▶ **EXERCISE**
Can you copy out the data exactly? Leave the images out.

▶ **SUPPLIED DATA**

▼

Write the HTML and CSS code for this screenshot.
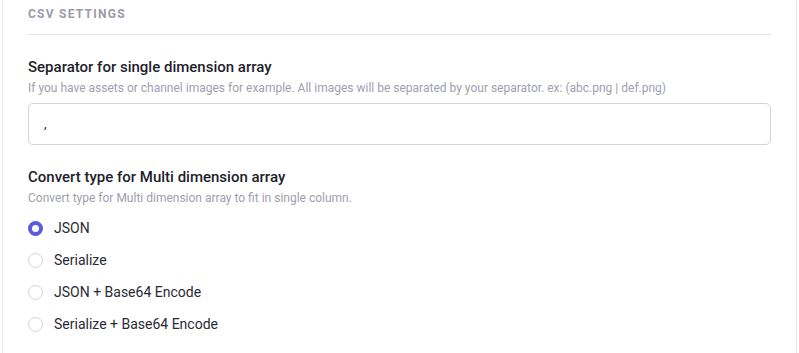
FILE: index.html
```html
<!DOCTYPE html>
<html>
<head>
<meta charset="utf-8">
<link rel="stylesheet" href="styles.css">
</head>
<body>
<div class="card">
  <div class="section-head">CSV Settings</div>
  <div class="field">
    <div class="field-title">Separator for single dimension array</div>
    <div class="field-desc">If you have assets or channel images for example. All images will be separated by your separator. ex: (abc.png | def.png)</div>
    <div class="input">,</div>
  </div>
  <div class="field">
    <div class="field-title">Convert type for Multi dimension array</div>
    <div class="field-desc">Convert type for Multi dimension array to fit in single column.</div>
    <div class="radios">
      <div class="radio checked"><span class="dot"></span>JSON</div>
      <div class="radio"><span class="dot"></span>Serialize</div>
      <div class="radio"><span class="dot"></span>JSON + Base64 Encode</div>
      <div class="radio"><span class="dot"></span>Serialize + Base64 Encode</div>
    </div>
  </div>
</div>
</body>
</html>
```

FILE: styles.css
```css
* { box-sizing: border-box; }
html, body { margin: 0; padding: 0; background: #fff; }
body { font-family: Roboto, "Noto Sans", sans-serif; color: #1f1f2e; }
.card {
  margin-left: 2px;
  width: 795px;
  height: 353px;
  border-left: 1px solid #e6e6ee;
  border-right: 1px solid #e6e6ee;
  padding: 0 25px;
}
.section-head {
  text-transform: uppercase;
  font-size: 12px;
  font-weight: 700;
  letter-spacing: 1.25px;
  color: #9b9ba8;
  padding-top: 6px;
  line-height: 16px;
  height: 35px;
  border-bottom: 1px solid #e4e4ea;
}
.field-title {
  font-size: 15px;
  font-weight: 500;
  color: #1e1e2c;
  margin-top: 22px;
  line-height: 20px;
}
.field-desc {
  font-size: 12px;
  color: #a0a0ae;
  line-height: 17px;
  margin-top: 3px;
}
.input {
  margin-top: 6px;
  height: 42px;
  border: 1px solid #d4d4da;
  border-radius: 5px;
  padding: 10px 15px;
  font-size: 13px;
  line-height: 20px;
}
.radios { margin-top: 5px; display: flex; flex-direction: column; }
.radio {
  height: 32px;
  display: flex;
  align-items: center;
  gap: 11px;
  font-size: 14px;
  color: #2a2a36;
}
.dot {
  width: 15px; height: 15px;
  border-radius: 50%;
  border: 1px solid #d4d4da;
  background: #fff;
}
.radio.checked .dot {
  border: 4.5px solid #5b5bdc;
  background: #fff;
}
```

▲

▶ **TASK ANSWER**
Write the HTML and CSS code for this screenshot.
FILE: index.html
```html
<!DOCTYPE html>
<html>
<head>
<meta charset="utf-8">
<link rel="stylesheet" href="styles.css">
</head>
<body>
<div class="card">
  <div class="section-head">CSV Settings</div>
  <div class="field">
    <div class="field-title">Separator for single dimension array</div>
    <div class="field-desc">If you have assets or channel images for example. All images will be separated by your separator. ex: (abc.png | def.png)</div>
    <div class="input">,</div>
  </div>
  <div class="field">
    <div class="field-title">Convert type for Multi dimension array</div>
    <div class="field-desc">Convert type for Multi dimension array to fit in single column.</div>
    <div class="radios">
      <div class="radio checked"><span class="dot"></span>JSON</div>
      <div class="radio"><span class="dot"></span>Serialize</div>
      <div class="radio"><span class="dot"></span>JSON + Base64 Encode</div>
      <div class="radio"><span class="dot"></span>Serialize + Base64 Encode</div>
    </div>
  </div>
</div>
</body>
</html>
```

FILE: styles.css
```css
* { box-sizing: border-box; }
html, body { margin: 0; padding: 0; background: #fff; }
body { font-family: Roboto, "Noto Sans", sans-serif; color: #1f1f2e; }
.card {
  margin-left: 2px;
  width: 795px;
  height: 353px;
  border-left: 1px solid #e6e6ee;
  border-right: 1px solid #e6e6ee;
  padding: 0 25px;
}
.section-head {
  text-transform: uppercase;
  font-size: 12px;
  font-weight: 700;
  letter-spacing: 1.25px;
  color: #9b9ba8;
  padding-top: 6px;
  line-height: 16px;
  height: 35px;
  border-bottom: 1px solid #e4e4ea;
}
.field-title {
  font-size: 15px;
  font-weight: 500;
  color: #1e1e2c;
  margin-top: 22px;
  line-height: 20px;
}
.field-desc {
  font-size: 12px;
  color: #a0a0ae;
  line-height: 17px;
  margin-top: 3px;
}
.input {
  margin-top: 6px;
  height: 42px;
  border: 1px solid #d4d4da;
  border-radius: 5px;
  padding: 10px 15px;
  font-size: 13px;
  line-height: 20px;
}
.radios { margin-top: 5px; display: flex; flex-direction: column; }
.radio {
  height: 32px;
  display: flex;
  align-items: center;
  gap: 11px;
  font-size: 14px;
  color: #2a2a36;
}
.dot {
  width: 15px; height: 15px;
  border-radius: 50%;
  border: 1px solid #d4d4da;
  background: #fff;
}
.radio.checked .dot {
  border: 4.5px solid #5b5bdc;
  background: #fff;
}
```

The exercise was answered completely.